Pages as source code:
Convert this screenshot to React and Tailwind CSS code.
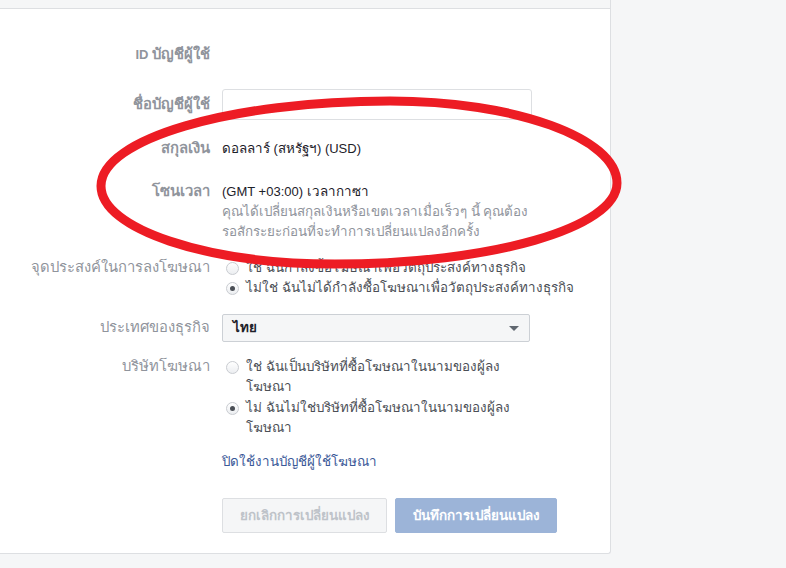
import React from "react";

const font = { fontFamily: '"Liberation Sans", Tahoma, "Noto Sans", sans-serif' };

function T({ children, big }) {
  const s = String(children);
  const parts = s.split(/([\u0E00-\u0E7F]+)/);
  return (
    <>
      {parts.map((p, i) =>
        /[\u0E00-\u0E7F]/.test(p) ? (
          <span key={i} className={big ? "text-[14.8px] leading-none" : "text-[13.4px] leading-none"}>{p}</span>
        ) : (
          <React.Fragment key={i}>{p}</React.Fragment>
        )
      )}
    </>
  );
}

function Radio({ checked }) {
  return (
    <span className="ml-[4px] mt-[4px] flex h-[13px] w-[13px] shrink-0 items-center justify-center rounded-full border border-[#c9ccd1] bg-gradient-to-b from-[#ffffff] to-[#eceef1]">
      {checked && <span className="h-[5px] w-[5px] rounded-full bg-[#4b4f56]" />}
    </span>
  );
}

function Row({ label, bold, children, className = "" }) {
  return (
    <div className={"grid grid-cols-[210px_1fr] gap-x-3 " + className}>
      <div className={"whitespace-nowrap text-right text-[13px] leading-[20px] text-[#90949c] " + (bold ? "font-bold" : "")}>
        <T big>{label}</T>
      </div>
      <div className="text-[13px] leading-[20px] text-[#1d2129]">{children}</div>
    </div>
  );
}

export default function App() {
  return (
    <div className="relative h-[568px] w-[786px] overflow-hidden bg-[#f5f6f7]" style={font}>
      <div className="h-[554px] w-[611px] rounded-br-[3px] border-r border-b border-[#dddfe2] bg-white">
        <div className="h-[9px] border-b border-[#dddfe2] bg-[#f5f6f7]" />
        <div className="flex flex-col">
          <Row label="ID บัญชีผู้ใช้" bold className="mt-[36px]" />
          <Row label="ชื่อบัญชีผู้ใช้" bold className="mt-[24px] items-center">
            <div className="h-[31px] w-[310px] rounded-[3px] border border-[#dddfe2] bg-white" />
          </Row>
          <Row label="สกุลเงิน" bold className="mt-[19px]">
            <T>ดอลลาร์ (สหรัฐฯ) (USD)</T>
          </Row>
          <Row label="โซนเวลา" bold className="mt-[23px]">
            <div><T>(GMT +03:00) เวลากาซา</T></div>
            <div className="text-[#90949c]">
              <T>คุณได้เปลี่ยนสกุลเงินหรือเขตเวลาเมื่อเร็วๆ นี้ คุณต้อง</T>
              <br />
              <T>รอสักระยะก่อนที่จะทำการเปลี่ยนแปลงอีกครั้ง</T>
            </div>
          </Row>
          <Row label="จุดประสงค์ในการลงโฆษณา" className="mt-[16px]">
            <div className="flex flex-col">
              <label className="flex gap-[7px] text-[#4b4f56]">
                <Radio />
                <span><T>ใช่ ฉันกำลังซื้อโฆษณาเพื่อวัตถุประสงค์ทางธุรกิจ</T></span>
              </label>
              <label className="flex gap-[7px] text-[#4b4f56]">
                <Radio checked />
                <span><T>ไม่ใช่ ฉันไม่ได้กำลังซื้อโฆษณาเพื่อวัตถุประสงค์ทางธุรกิจ</T></span>
              </label>
            </div>
          </Row>
          <Row label="ประเทศของธุรกิจ" className="mt-[16px] items-center">
            <div className="flex h-[28px] w-[308px] items-center justify-between rounded-[2px] border border-[#ccd0d5] bg-[#f5f6f7] pl-[10px] pr-[10px]">
              <span className="font-bold text-[#1d2129]"><T>ไทย</T></span>
              <span className="h-0 w-0 border-x-[5px] border-t-[5px] border-x-transparent border-t-[#606770]" />
            </div>
          </Row>
          <Row label="บริษัทโฆษณา" className="mt-[15px]">
            <div className="flex w-[300px] flex-col gap-[1px]">
              <label className="flex gap-[7px] text-[#4b4f56]">
                <Radio />
                <span><T>ใช่ ฉันเป็นบริษัทที่ซื้อโฆษณาในนามของผู้ลง</T><br /><T>โฆษณา</T></span>
              </label>
              <label className="flex gap-[7px] text-[#4b4f56]">
                <Radio checked />
                <span><T>ไม่ ฉันไม่ใช่บริษัทที่ซื้อโฆษณาในนามของผู้ลง</T><br /><T>โฆษณา</T></span>
              </label>
            </div>
          </Row>
          <Row label="" className="mt-[14px]">
            <span className="text-[#3b5998]"><T>ปิดใช้งานบัญชีผู้ใช้โฆษณา</T></span>
          </Row>
          <div className="mt-[26px] flex gap-[8px] pl-[222px]">
            <button className="h-[35px] w-[165px] rounded-[2px] border border-[#dddfe2] bg-[#f5f6f7] text-[13px] font-bold leading-[20px] text-[#bec3c9]">
              <T>ยกเลิกการเปลี่ยนแปลง</T>
            </button>
            <button className="h-[35px] w-[162px] rounded-[2px] border border-[#9cb4d8] bg-[#9cb4d8] text-[13px] font-bold leading-[20px] text-white">
              <T>บันทึกการเปลี่ยนแปลง</T>
            </button>
          </div>
        </div>
      </div>
      <svg className="pointer-events-none absolute left-0 top-0" width="786" height="568" viewBox="0 0 786 568">
        <path
          d="M101 186 C101 139 230 101 390 101 C515 101 617 138 617 183 C617 228 491 264 335 264 C206 264 101 229 101 186 Z"
          fill="none"
          stroke="#ed1c24"
          strokeWidth="9"
        />
      </svg>
    </div>
  );
}
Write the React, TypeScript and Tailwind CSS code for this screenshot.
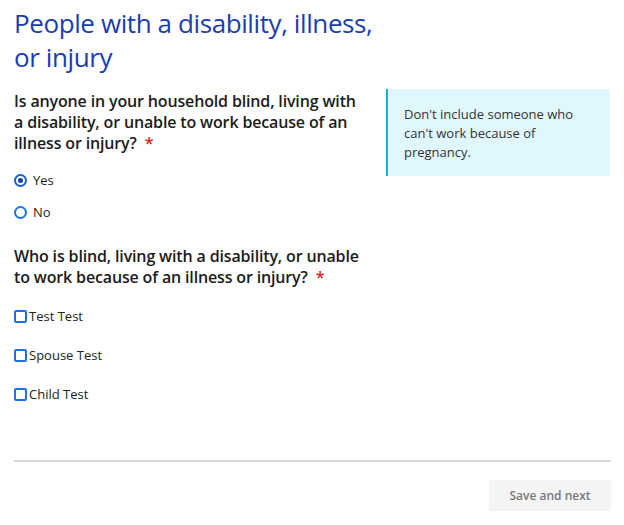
import React from "react";

export default function App() {
  return (
    <div className="w-[624px] h-[525px] bg-white overflow-hidden" style={{ fontFamily: '"Open Sans", sans-serif' }}>
      <div className="px-[14px] pt-[6px]">
        <h1 className="text-[26px] leading-[34px] tracking-[-0.4px] text-[#1a3db0] font-normal w-[372px]">
          People with a disability, illness, or injury
        </h1>
        <div className="flex mt-[17px]">
          <div className="w-[355px]">
            <p className="text-[16px] leading-[21px] tracking-[-0.15px] font-semibold text-[#1b1b1b]">
              Is anyone in your household blind, living with a disability, or unable to work because of an illness or injury?
              <span className="text-[#e0201b] ml-[8px]">*</span>
            </p>
            <div className="mt-[17px] flex flex-col gap-[14px]">
              <label className="flex items-center gap-[6px] text-[13px] leading-[18px] text-[#222]">
                <span className="w-[13px] h-[13px] rounded-full border-2 border-[#1a5ed6] flex items-center justify-center">
                  <span className="w-[5px] h-[5px] rounded-full bg-[#1a3db0]" />
                </span>
                Yes
              </label>
              <label className="flex items-center gap-[6px] text-[13px] leading-[18px] text-[#222]">
                <span className="w-[13px] h-[13px] rounded-full border-2 border-[#1a73e8]" />
                No
              </label>
            </div>
            <p className="mt-[25px] text-[16px] leading-[21px] tracking-[-0.15px] font-semibold text-[#1b1b1b]">
              Who is blind, living with a disability, or unable to work because of an illness or injury?
              <span className="text-[#e0201b] ml-[8px]">*</span>
            </p>
            <div className="mt-[19px] flex flex-col gap-[21px]">
              {["Test Test", "Spouse Test", "Child Test"].map((n) => (
                <label key={n} className="flex items-center gap-[2px] text-[13px] leading-[18px] text-[#222]">
                  <span className="w-[13px] h-[13px] rounded-[2px] border-2 border-[#1a73e8]" />
                  {n}
                </label>
              ))}
            </div>
          </div>
          <div className="ml-[19px] w-[225px] h-[87px] mt-[-2px] bg-[#e1f7fe] border-l-2 border-[#19b0e0] pl-[16px] pr-[34px] pt-[16px] text-[13px] leading-[19px] text-[#333]">
            Don't include someone who can't work because of pregnancy.
          </div>
        </div>
        <div className="mt-[57px] h-[2px] bg-[#d6d6d6] w-[597px]" />
        <div className="flex justify-end w-[597px] mt-[18px]">
          <button className="w-[122px] h-[31px] bg-[#f4f4f4] text-[#7a7a7a] text-[12px] font-semibold">
            Save and next
          </button>
        </div>
      </div>
    </div>
  );
}
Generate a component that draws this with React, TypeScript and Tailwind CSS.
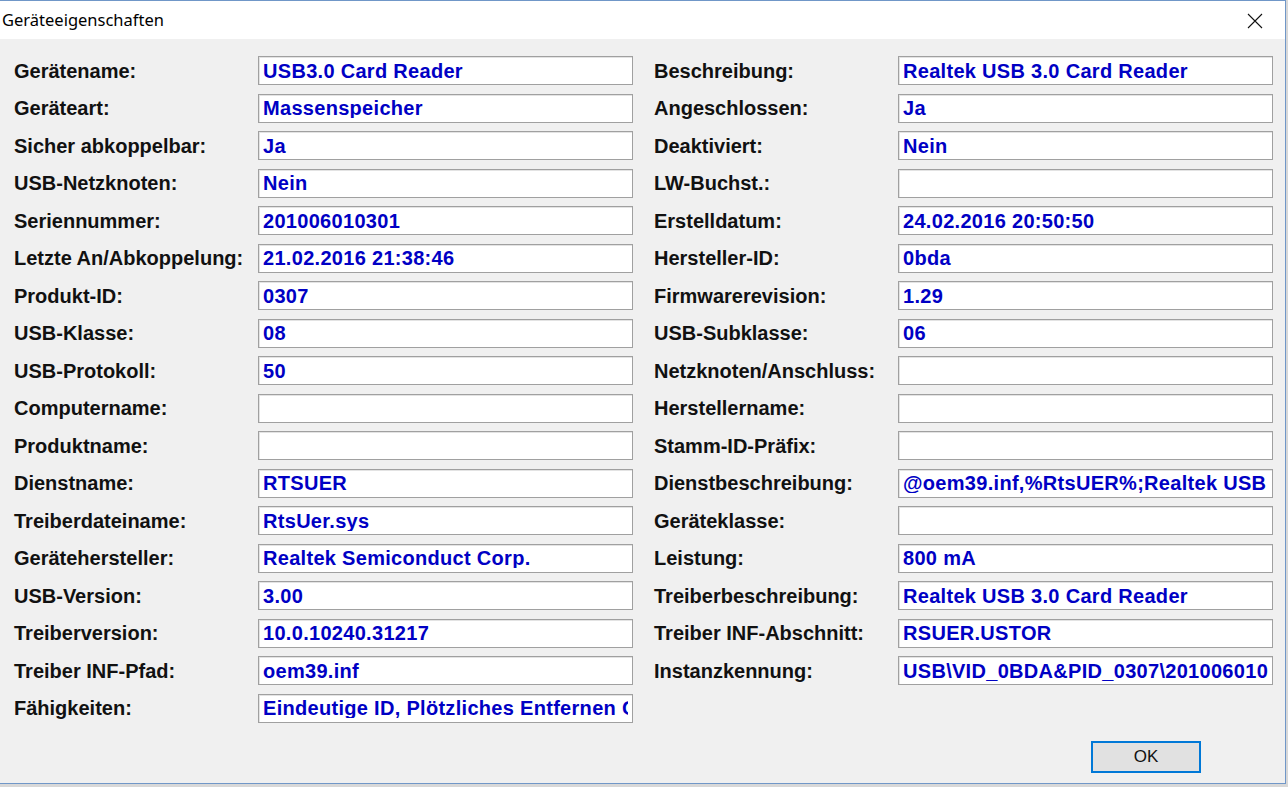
import React from 'react';

type Field = { label: string; value?: string };

const left: Field[] = [
  { label: 'Gerätename:', value: 'USB3.0 Card Reader' },
  { label: 'Geräteart:', value: 'Massenspeicher' },
  { label: 'Sicher abkoppelbar:', value: 'Ja' },
  { label: 'USB-Netzknoten:', value: 'Nein' },
  { label: 'Seriennummer:', value: '201006010301' },
  { label: 'Letzte An/Abkoppelung:', value: '21.02.2016 21:38:46' },
  { label: 'Produkt-ID:', value: '0307' },
  { label: 'USB-Klasse:', value: '08' },
  { label: 'USB-Protokoll:', value: '50' },
  { label: 'Computername:' },
  { label: 'Produktname:' },
  { label: 'Dienstname:', value: 'RTSUER' },
  { label: 'Treiberdateiname:', value: 'RtsUer.sys' },
  { label: 'Gerätehersteller:', value: 'Realtek Semiconduct Corp.' },
  { label: 'USB-Version:', value: '3.00' },
  { label: 'Treiberversion:', value: '10.0.10240.31217' },
  { label: 'Treiber INF-Pfad:', value: 'oem39.inf' },
  { label: 'Fähigkeiten:', value: 'Eindeutige ID, Plötzliches Entfernen OK' },
];

const right: Field[] = [
  { label: 'Beschreibung:', value: 'Realtek USB 3.0 Card Reader' },
  { label: 'Angeschlossen:', value: 'Ja' },
  { label: 'Deaktiviert:', value: 'Nein' },
  { label: 'LW-Buchst.:' },
  { label: 'Erstelldatum:', value: '24.02.2016 20:50:50' },
  { label: 'Hersteller-ID:', value: '0bda' },
  { label: 'Firmwarerevision:', value: '1.29' },
  { label: 'USB-Subklasse:', value: '06' },
  { label: 'Netzknoten/Anschluss:' },
  { label: 'Herstellername:' },
  { label: 'Stamm-ID-Präfix:' },
  { label: 'Dienstbeschreibung:', value: '@oem39.inf,%RtsUER%;Realtek USB 3.0 Card Reader' },
  { label: 'Geräteklasse:' },
  { label: 'Leistung:', value: '800 mA' },
  { label: 'Treiberbeschreibung:', value: 'Realtek USB 3.0 Card Reader' },
  { label: 'Treiber INF-Abschnitt:', value: 'RSUER.USTOR' },
  { label: 'Instanzkennung:', value: 'USB\\VID_0BDA&PID_0307\\201006010301' },
];

function Row({ label, value }: Field) {
  return (
    <div className="flex items-center h-[29px]">
      <div className="w-[244px] text-[20px] font-bold text-[#111] leading-none whitespace-nowrap">{label}</div>
      <div className="w-[375px] h-[29px] bg-white border border-[#a0a0a0] shadow-[inset_1px_1px_0_#e3e3e3] flex items-center pl-[4px] pr-[4px]">
        <div className="flex-1 flex items-center overflow-hidden leading-none">
          <span className="text-[20px] font-bold text-[#0000c4] tracking-[0.3px] leading-none whitespace-nowrap">
            {value ?? ''}
          </span>
        </div>
      </div>
    </div>
  );
}

export default function App() {
  return (
    <div className="w-[1288px] h-[787px] bg-[#d8d8d8] overflow-hidden" style={{ fontFamily: '"Liberation Sans", Arial, sans-serif' }}>
      <div className="w-[1286px] h-[784px] flex flex-col border-t border-r border-b border-[#7097c8] bg-[#f0f0f0]">
        <div className="h-[38px] bg-white flex items-center justify-between pl-[2px] pr-[22px] shrink-0">
          <span className="text-[16.5px] text-black" style={{ fontFamily: '"Noto Sans", "Open Sans", sans-serif' }}>Geräteeigenschaften</span>
          <svg width="16" height="16" viewBox="0 0 16 16" className="mt-[2px]">
            <path d="M1 1L15 15M15 1L1 15" stroke="#111" strokeWidth="1.1" fill="none" />
          </svg>
        </div>

        <div className="flex pl-[14px] pt-[17px] gap-x-[21px]">
          <div className="flex flex-col gap-y-[8.5px]">
            {left.map((f) => (
              <Row key={f.label} {...f} />
            ))}
          </div>
          <div className="flex flex-col gap-y-[8.5px]">
            {right.map((f) => (
              <Row key={f.label} {...f} />
            ))}
          </div>
        </div>

        <div className="flex justify-end pr-[84px] mt-[18px]">
          <button className="w-[110px] h-[32px] bg-[#e1e1e1] border-2 border-[#0078d7] text-[17px] text-[#111] leading-none">
            OK
          </button>
        </div>
      </div>
    </div>
  );
}
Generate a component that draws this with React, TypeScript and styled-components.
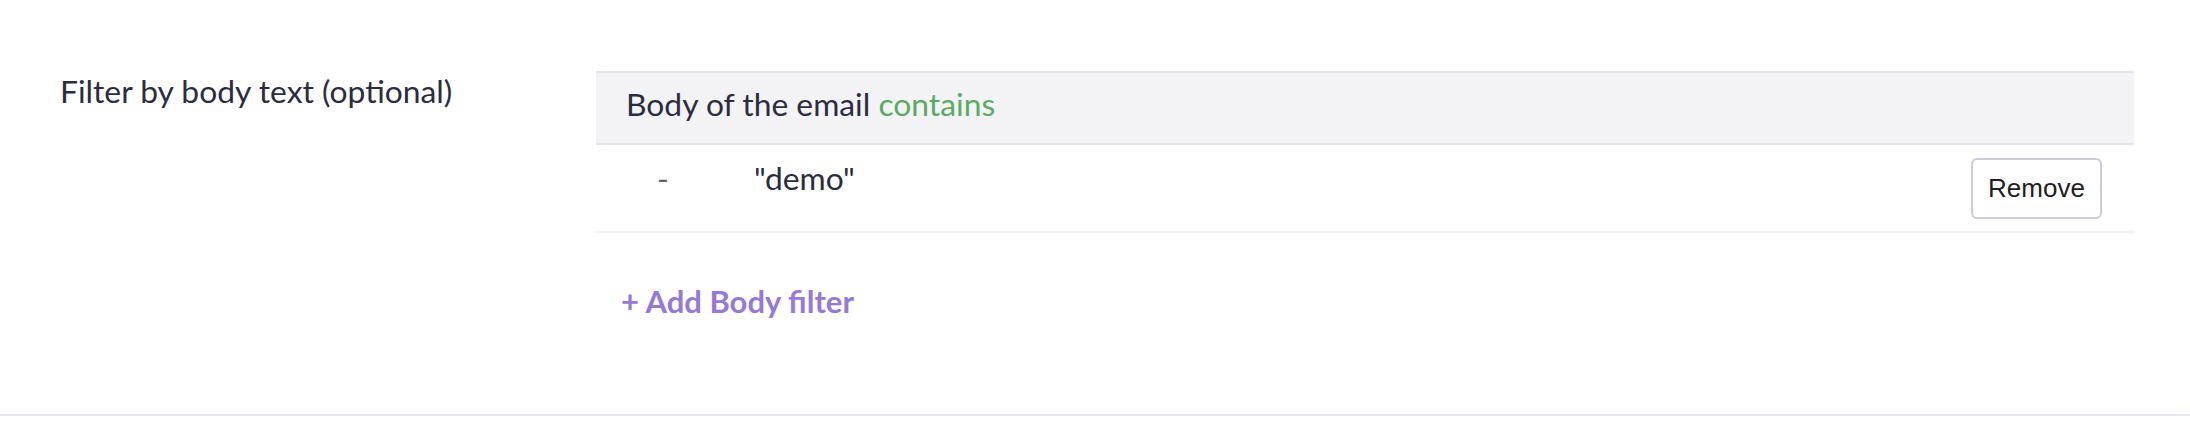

▸ **Instruction**: Using the listing above, list every line in which the string "React" occurs.

▸ **Completed task**:
Convert this screenshot to React and Tailwind CSS code.
import React from "react";
          <React.Fragment key={i}>{p}</React.Fragment>
Write the React, TypeScript and Tailwind CSS code for this screenshot.
import React from "react";
Generate a component that draws this with React, TypeScript and Tailwind CSS.
import React from 'react';
Generate a component that draws this with React, TypeScript and styled-components.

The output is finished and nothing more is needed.